— start of Data extract —
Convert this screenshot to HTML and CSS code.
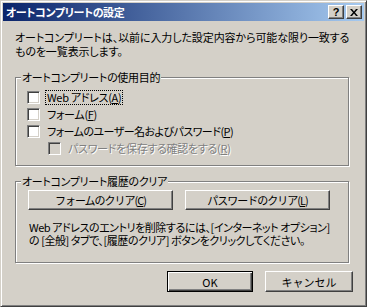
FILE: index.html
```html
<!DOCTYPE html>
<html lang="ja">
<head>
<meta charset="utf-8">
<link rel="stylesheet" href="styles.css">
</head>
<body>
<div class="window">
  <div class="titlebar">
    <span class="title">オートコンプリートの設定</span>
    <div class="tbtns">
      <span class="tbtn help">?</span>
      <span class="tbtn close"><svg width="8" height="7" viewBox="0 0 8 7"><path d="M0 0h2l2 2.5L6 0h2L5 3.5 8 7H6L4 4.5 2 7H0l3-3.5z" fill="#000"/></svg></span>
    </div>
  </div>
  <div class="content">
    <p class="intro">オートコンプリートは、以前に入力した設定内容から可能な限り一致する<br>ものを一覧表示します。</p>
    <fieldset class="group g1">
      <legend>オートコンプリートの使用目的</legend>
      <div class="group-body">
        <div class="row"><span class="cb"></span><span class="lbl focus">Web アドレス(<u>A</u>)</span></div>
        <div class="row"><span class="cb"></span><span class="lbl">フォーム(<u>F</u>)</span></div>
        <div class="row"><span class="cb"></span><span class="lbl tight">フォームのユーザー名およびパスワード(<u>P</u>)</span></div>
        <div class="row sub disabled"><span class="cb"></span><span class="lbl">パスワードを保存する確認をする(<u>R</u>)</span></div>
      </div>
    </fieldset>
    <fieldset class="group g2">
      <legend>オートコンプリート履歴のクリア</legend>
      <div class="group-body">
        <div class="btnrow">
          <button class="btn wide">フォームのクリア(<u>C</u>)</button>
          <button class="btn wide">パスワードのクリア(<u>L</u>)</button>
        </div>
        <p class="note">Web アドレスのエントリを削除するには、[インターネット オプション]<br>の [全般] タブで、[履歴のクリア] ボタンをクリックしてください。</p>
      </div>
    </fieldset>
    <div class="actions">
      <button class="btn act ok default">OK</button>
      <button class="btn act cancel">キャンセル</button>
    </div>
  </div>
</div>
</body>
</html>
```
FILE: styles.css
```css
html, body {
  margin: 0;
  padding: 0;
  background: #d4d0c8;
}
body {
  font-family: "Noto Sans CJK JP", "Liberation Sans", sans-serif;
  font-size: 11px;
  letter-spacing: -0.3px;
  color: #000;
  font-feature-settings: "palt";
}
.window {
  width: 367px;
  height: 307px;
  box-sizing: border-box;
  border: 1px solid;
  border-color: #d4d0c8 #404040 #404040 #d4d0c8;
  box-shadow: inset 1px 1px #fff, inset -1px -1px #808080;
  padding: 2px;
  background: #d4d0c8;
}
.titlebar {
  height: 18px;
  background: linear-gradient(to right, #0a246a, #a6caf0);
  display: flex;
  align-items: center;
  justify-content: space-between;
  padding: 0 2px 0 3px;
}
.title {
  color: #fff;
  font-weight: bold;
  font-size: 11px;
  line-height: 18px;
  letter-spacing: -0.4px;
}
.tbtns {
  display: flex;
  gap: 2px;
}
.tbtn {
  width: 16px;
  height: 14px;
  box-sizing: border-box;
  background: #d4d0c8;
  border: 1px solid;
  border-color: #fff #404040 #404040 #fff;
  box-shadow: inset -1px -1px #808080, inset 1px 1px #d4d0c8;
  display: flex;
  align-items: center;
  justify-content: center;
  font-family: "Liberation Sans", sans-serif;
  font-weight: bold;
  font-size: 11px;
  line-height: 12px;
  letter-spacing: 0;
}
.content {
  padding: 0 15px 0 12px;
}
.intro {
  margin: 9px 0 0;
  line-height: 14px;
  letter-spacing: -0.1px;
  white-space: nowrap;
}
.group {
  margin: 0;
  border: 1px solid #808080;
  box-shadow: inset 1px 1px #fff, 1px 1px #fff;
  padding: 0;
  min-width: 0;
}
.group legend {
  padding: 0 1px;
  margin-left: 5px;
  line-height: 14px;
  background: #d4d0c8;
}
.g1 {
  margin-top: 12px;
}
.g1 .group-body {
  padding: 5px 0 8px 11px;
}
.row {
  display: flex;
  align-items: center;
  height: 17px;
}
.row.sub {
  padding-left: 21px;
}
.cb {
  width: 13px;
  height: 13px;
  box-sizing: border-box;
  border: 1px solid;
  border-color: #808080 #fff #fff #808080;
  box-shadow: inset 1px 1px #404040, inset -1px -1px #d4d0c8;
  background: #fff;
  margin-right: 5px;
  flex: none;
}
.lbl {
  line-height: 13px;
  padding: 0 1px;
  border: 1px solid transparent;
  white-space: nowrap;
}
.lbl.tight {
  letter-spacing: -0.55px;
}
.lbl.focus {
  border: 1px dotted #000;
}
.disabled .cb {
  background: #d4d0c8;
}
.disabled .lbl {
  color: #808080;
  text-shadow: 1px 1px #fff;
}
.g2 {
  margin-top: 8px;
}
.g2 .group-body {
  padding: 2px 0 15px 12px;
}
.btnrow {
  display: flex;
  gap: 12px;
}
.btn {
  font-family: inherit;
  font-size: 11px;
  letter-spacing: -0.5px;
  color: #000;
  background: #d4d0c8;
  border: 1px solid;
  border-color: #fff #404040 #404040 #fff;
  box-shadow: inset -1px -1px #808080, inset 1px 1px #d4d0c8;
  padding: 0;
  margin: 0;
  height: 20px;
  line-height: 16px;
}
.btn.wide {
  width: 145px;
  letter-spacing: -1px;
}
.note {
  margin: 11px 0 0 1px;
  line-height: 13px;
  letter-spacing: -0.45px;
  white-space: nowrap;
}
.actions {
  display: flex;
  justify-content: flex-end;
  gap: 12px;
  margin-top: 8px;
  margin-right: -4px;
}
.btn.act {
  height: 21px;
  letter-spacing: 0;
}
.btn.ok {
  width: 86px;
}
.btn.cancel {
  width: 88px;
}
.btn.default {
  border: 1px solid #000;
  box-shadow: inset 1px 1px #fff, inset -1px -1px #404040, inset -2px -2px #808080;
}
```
— end of Data extract —
— start of Data extract —
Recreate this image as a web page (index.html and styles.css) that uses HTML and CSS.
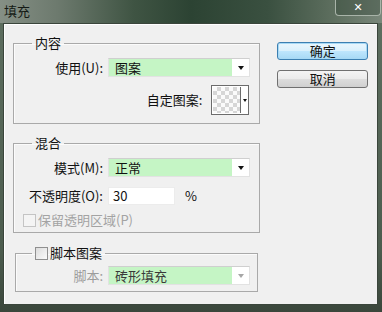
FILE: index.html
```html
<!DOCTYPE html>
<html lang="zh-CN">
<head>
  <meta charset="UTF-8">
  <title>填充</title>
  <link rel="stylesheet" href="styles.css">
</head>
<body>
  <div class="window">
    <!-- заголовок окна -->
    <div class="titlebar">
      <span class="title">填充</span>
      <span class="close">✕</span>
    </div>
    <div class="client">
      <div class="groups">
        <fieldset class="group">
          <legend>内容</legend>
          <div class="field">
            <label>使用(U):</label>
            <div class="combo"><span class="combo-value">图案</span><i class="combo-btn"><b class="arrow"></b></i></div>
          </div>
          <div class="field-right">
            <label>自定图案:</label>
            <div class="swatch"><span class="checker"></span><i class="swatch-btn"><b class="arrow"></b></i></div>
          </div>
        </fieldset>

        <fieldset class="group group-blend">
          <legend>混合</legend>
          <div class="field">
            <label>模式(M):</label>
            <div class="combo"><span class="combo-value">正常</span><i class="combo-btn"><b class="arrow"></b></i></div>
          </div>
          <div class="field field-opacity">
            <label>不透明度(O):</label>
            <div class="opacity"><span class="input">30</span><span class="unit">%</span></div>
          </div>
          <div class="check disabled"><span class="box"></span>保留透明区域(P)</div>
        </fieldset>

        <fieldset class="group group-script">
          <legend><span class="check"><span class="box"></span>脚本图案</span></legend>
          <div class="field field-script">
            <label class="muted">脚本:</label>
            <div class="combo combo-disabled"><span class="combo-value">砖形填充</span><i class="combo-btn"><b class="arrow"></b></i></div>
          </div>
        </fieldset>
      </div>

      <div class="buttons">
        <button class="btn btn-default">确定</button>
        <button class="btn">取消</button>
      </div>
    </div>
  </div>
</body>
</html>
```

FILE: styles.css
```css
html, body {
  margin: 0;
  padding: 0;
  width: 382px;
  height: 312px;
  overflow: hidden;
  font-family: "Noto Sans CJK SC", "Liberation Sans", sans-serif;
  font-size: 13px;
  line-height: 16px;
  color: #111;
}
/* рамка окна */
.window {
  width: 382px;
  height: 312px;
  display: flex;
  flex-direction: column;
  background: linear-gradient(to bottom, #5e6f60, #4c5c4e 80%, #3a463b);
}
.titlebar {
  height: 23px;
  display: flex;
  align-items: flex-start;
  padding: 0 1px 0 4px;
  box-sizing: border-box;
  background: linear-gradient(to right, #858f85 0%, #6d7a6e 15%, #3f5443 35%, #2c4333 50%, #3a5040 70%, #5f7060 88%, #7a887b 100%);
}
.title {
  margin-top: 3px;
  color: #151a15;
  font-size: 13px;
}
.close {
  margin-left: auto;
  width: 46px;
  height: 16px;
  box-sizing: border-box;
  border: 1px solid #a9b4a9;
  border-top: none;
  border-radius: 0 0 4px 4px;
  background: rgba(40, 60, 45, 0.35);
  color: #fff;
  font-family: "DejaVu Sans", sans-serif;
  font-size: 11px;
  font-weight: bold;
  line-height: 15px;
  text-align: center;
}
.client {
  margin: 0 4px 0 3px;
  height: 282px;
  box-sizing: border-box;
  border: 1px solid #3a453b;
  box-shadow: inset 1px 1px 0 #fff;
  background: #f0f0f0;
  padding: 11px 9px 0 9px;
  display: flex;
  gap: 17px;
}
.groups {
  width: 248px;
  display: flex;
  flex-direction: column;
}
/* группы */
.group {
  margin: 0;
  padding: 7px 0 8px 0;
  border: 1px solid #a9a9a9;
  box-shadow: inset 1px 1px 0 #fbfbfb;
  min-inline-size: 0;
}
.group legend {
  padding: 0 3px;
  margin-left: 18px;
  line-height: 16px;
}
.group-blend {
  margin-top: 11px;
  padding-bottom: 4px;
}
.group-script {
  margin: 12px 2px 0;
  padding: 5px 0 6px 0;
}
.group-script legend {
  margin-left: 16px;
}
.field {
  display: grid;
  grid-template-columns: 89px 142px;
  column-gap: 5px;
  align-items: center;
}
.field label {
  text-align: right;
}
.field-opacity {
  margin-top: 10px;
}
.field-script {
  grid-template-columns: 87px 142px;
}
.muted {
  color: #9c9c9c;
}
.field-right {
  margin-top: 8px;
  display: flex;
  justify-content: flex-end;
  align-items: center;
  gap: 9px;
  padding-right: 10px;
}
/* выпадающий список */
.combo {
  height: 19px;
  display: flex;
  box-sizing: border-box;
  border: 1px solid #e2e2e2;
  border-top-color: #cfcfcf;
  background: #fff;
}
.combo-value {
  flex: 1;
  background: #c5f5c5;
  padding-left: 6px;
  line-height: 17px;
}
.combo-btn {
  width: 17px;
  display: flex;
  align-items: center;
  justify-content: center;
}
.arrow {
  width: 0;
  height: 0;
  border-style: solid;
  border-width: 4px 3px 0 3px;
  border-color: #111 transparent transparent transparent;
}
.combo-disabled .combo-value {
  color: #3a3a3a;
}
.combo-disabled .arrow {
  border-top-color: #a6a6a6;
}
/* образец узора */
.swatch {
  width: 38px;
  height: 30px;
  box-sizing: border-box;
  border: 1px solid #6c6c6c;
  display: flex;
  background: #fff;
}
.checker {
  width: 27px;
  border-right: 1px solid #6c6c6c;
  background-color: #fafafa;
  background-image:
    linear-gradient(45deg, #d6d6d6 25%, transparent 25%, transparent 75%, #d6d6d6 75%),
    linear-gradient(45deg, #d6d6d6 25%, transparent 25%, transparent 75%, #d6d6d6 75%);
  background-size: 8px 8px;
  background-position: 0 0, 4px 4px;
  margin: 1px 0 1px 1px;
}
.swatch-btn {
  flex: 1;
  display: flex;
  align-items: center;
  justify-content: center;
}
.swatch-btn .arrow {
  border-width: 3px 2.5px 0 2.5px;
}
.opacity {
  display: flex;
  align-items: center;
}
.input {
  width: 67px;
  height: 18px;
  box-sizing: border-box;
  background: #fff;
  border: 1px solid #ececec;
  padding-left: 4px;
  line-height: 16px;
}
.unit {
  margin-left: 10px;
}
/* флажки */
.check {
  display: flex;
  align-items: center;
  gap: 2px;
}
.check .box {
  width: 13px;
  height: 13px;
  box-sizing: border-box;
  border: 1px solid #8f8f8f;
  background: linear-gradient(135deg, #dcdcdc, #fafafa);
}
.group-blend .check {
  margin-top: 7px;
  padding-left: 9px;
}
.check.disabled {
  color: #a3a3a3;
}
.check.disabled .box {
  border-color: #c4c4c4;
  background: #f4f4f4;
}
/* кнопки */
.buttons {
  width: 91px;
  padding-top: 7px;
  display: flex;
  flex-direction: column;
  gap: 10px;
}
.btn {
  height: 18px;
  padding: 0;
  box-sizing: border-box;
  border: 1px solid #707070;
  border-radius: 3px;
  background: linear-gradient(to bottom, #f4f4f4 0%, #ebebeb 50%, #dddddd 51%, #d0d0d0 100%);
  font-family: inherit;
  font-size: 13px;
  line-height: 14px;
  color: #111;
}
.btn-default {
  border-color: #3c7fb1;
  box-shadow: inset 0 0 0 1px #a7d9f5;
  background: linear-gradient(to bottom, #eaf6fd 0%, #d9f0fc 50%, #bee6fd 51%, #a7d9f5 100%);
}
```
— end of Data extract —
=== Directions ===
From the listing above, find the number of lines with the word "styles" in them. Answer with the number only.

=== Task solution ===
5